Saturday, September 25, 2010

SLIDESHOW: Cabovers, Conventionals and Other Different Stuff from The Summer of 2010.

Trip XXVII.

____DAY 1: Sometimes I wonder if it's worth the effort when I telephone a customer to tell them about their delivery. Many are not bothered about when you get there or what you are bringing, but there are times when it is helpful to the driver. A 4-drop, 1100 mile trip to Alberta with sleds and quads, the first dealer says he will take delivery on Sunday; great, the third dealer is closed all day Monday; not so good. So Saturday is a false start but I'd rather sit at home than outside a closed-up showroom.
____DAY 2: From Steinbach, Manitoba to Saskatoon, Saskatchewan; Land of the Living Skies, and today they are alive and well. Full of  geese, as they make their way slowly southwards, stopping at stubble field after stubble field. A driver asks me if I know the reason why the flying Vee formations are never symmetrical.

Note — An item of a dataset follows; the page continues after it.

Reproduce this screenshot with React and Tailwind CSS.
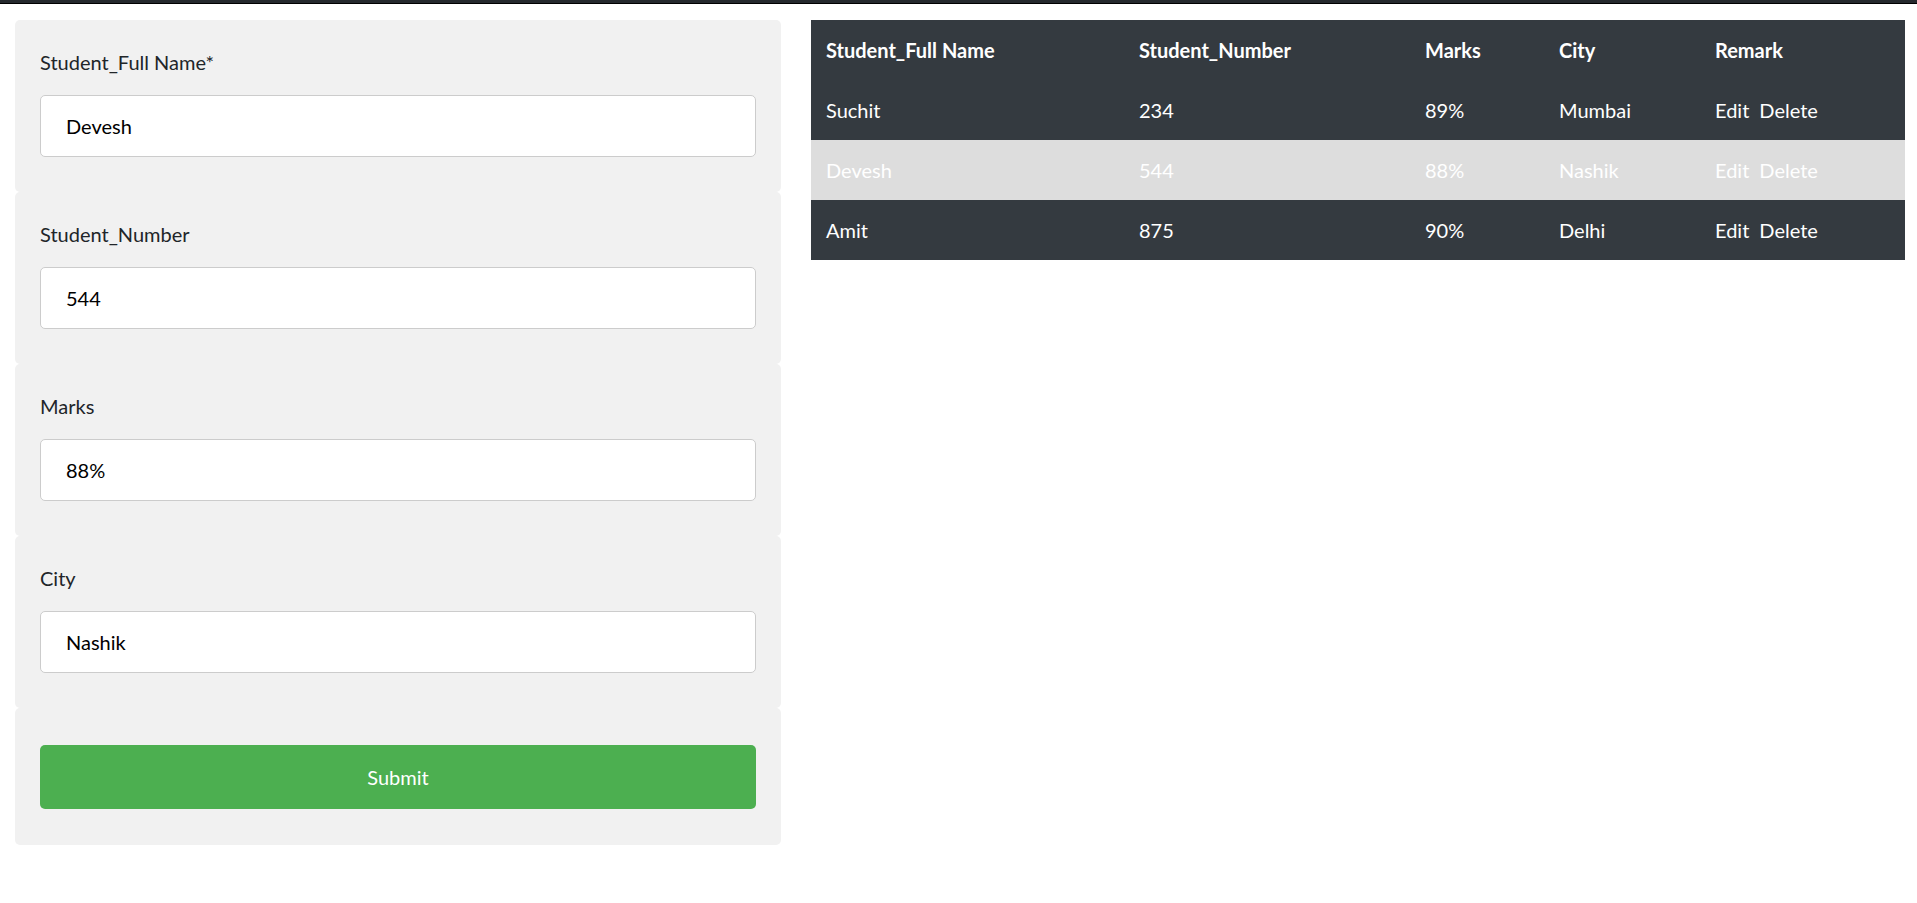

Then he enjoys telling me that it is because there are more birds along the longer side. Who says Canadians don't have a sense of humour? But that's probably as good as it gets.
____DAY 3: The first dealer is two miles off the black-top, down a wet and sticky dirt road. The truck is now beige, fading into green. The second dealer  also sells John Deere machinery and it looks like someone has dragged a harrow around the yard; now the truck is muddy inside and out. Onto Red Deer and a night at Gasoline Alley, a stretch of the main Highway 2 that connects Calgary to Edmonton. South of the town, two service roads have a multitude of gas stations, hotels and restaurants plus RV showrooms and my ATV and snowmobile dealer.
____DAY 4: The first snowfall of Fall, early, too early for the farmers who are halfway through harvest. Two inches lies on the swathed Canola [oil seed rape]. The roads are clear which is a shame, as running through a snowfall cleans up the paint work better than anything. Cochrane delivered and the reload is from Calgary, an old favorite, small bags of sand and cement for a DIY superstore in Winnipeg. Then, as so often happens nowadays, BEEP, something else to put on the back and drop off on the way. A mobile cattle chute, used for loading the animals into the livestock trailers.
____DAY 5: The 12 pallets are for delivery at 22.00 hours, after the store has closed, so to keep the log book legal I have to start late in order to get unloaded before my 14 hours daily allowance has elapsed. Starting at ten in the morning lets me go through to mid-night. The cattle chute is for Broadview, Sk which gets dropped off at just after three. It's a wet and windy day but the sand and cement are unloaded in a dry window, thankfully, I'm in bed by midnight.
____DAY 6: I stayed in the 'Peg overnight, for a reload of grain bins to Westby, Montana. My first trip to Montana this year; although Westby is only a couple of hundred yards over the stateline from North Dakota. Tarped and away by 1 o'clock, I ring the customer; Montana has had 4 inches of rain in the last week and he's not sure where he can unload his bins. Not my problem, I'm on my way; he says he'll sort something out. He does; he cancels the load with the salesman and I am diverted to Fargo, ND.
____DAY 7: The grain bin manufacturer's US parts warehouse  gets me unloaded a lot faster than on any farm site and the BFS office are quick off the mark, finding me a reload  of cement; back to Winnipeg. It had rained non-stop, all-night, and the only dry tarps are my huge lumber tarps. They'll keep it dry; practically double tarped: of course it doesn't rain at all. Reloaded on a Friday, every drivers joy; but now with only 210 miles, I want to deliver this one on a Friday too. I'm in the gate at the builders merchant's before they close and they soon understand I'll only be leaving with an empty trailer. They put four forklifts on the job and I'm still folding the lumber tarps when they have long gone. Next job; 1442 miles, Brandon to Ontario for delivery on Tuesday. A pre-loaded trailer that I have just enough time to fetch back to Steinbach. That's tarped two, un-tarped two, all in one day; I hope my fingers are still good for ttyppinng.
____Overall Distance:- 4191 kms.



Sunday, September 19, 2010

SLIDESHOW:- Ford Mustangs At The Beausejour Car Show.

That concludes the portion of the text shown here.